**Work to be completed:** Below are records; count the lines in them that hold "screenshot" and give only the count.

**Listed entries:**
=======

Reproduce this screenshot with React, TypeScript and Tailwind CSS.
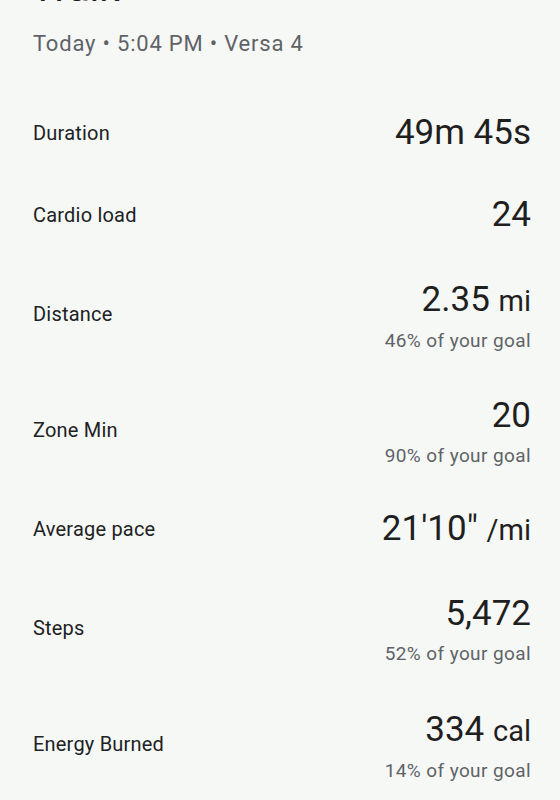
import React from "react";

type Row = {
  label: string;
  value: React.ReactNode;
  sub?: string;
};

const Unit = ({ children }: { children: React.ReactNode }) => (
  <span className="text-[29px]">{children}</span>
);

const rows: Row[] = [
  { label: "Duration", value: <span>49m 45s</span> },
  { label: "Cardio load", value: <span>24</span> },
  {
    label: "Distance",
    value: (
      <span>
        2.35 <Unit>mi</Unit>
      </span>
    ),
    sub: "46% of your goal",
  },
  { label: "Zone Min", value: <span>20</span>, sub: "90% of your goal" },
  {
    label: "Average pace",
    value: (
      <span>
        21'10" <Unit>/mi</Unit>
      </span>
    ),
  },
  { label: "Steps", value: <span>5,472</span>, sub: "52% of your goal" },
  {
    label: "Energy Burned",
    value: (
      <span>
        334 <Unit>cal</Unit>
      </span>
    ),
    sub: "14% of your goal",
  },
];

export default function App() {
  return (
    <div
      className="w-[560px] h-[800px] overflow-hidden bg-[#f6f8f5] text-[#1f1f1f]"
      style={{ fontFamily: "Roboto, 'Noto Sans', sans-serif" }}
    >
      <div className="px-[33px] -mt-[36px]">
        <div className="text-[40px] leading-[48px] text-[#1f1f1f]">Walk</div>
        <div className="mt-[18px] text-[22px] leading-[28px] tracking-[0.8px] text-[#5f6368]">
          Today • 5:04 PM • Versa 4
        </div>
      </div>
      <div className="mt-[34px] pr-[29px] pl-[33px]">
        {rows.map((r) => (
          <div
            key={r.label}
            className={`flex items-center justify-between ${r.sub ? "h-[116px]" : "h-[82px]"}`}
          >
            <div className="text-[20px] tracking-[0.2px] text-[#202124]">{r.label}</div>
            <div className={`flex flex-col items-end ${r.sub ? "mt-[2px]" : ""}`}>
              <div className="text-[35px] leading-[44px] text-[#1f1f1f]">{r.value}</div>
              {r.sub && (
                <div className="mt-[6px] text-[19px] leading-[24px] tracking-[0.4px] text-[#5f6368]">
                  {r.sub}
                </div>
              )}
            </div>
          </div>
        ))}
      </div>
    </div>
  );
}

=======

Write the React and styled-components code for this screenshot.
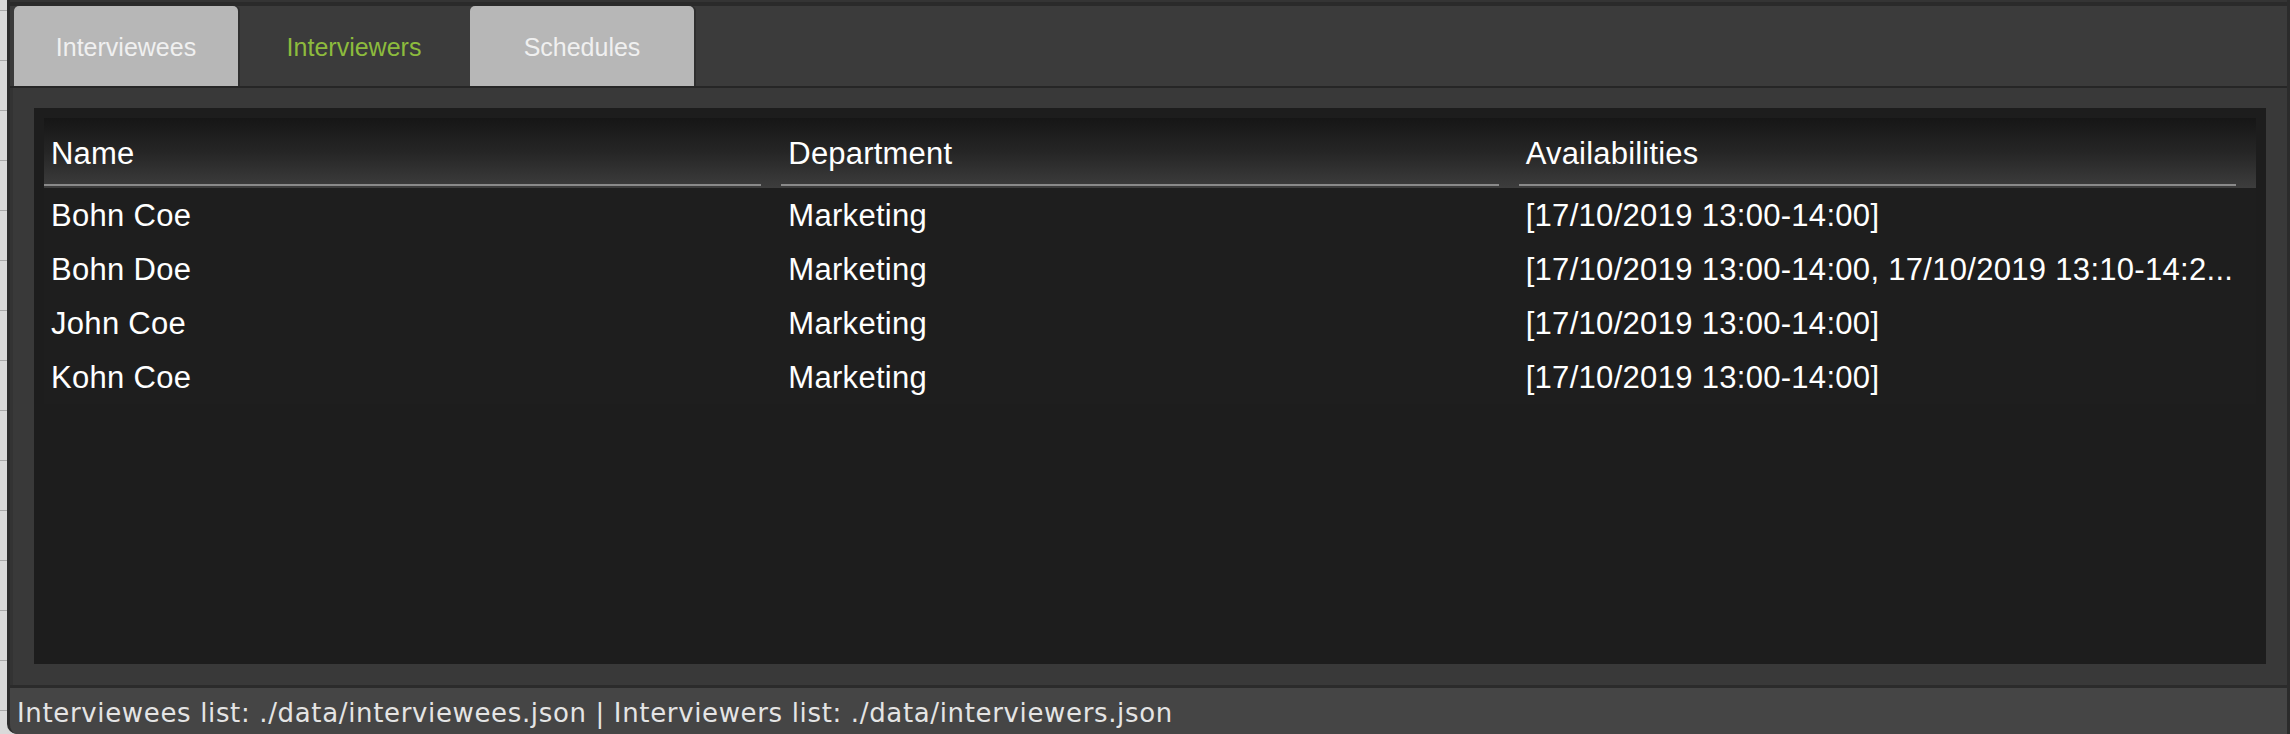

=======

**Full solution:** 2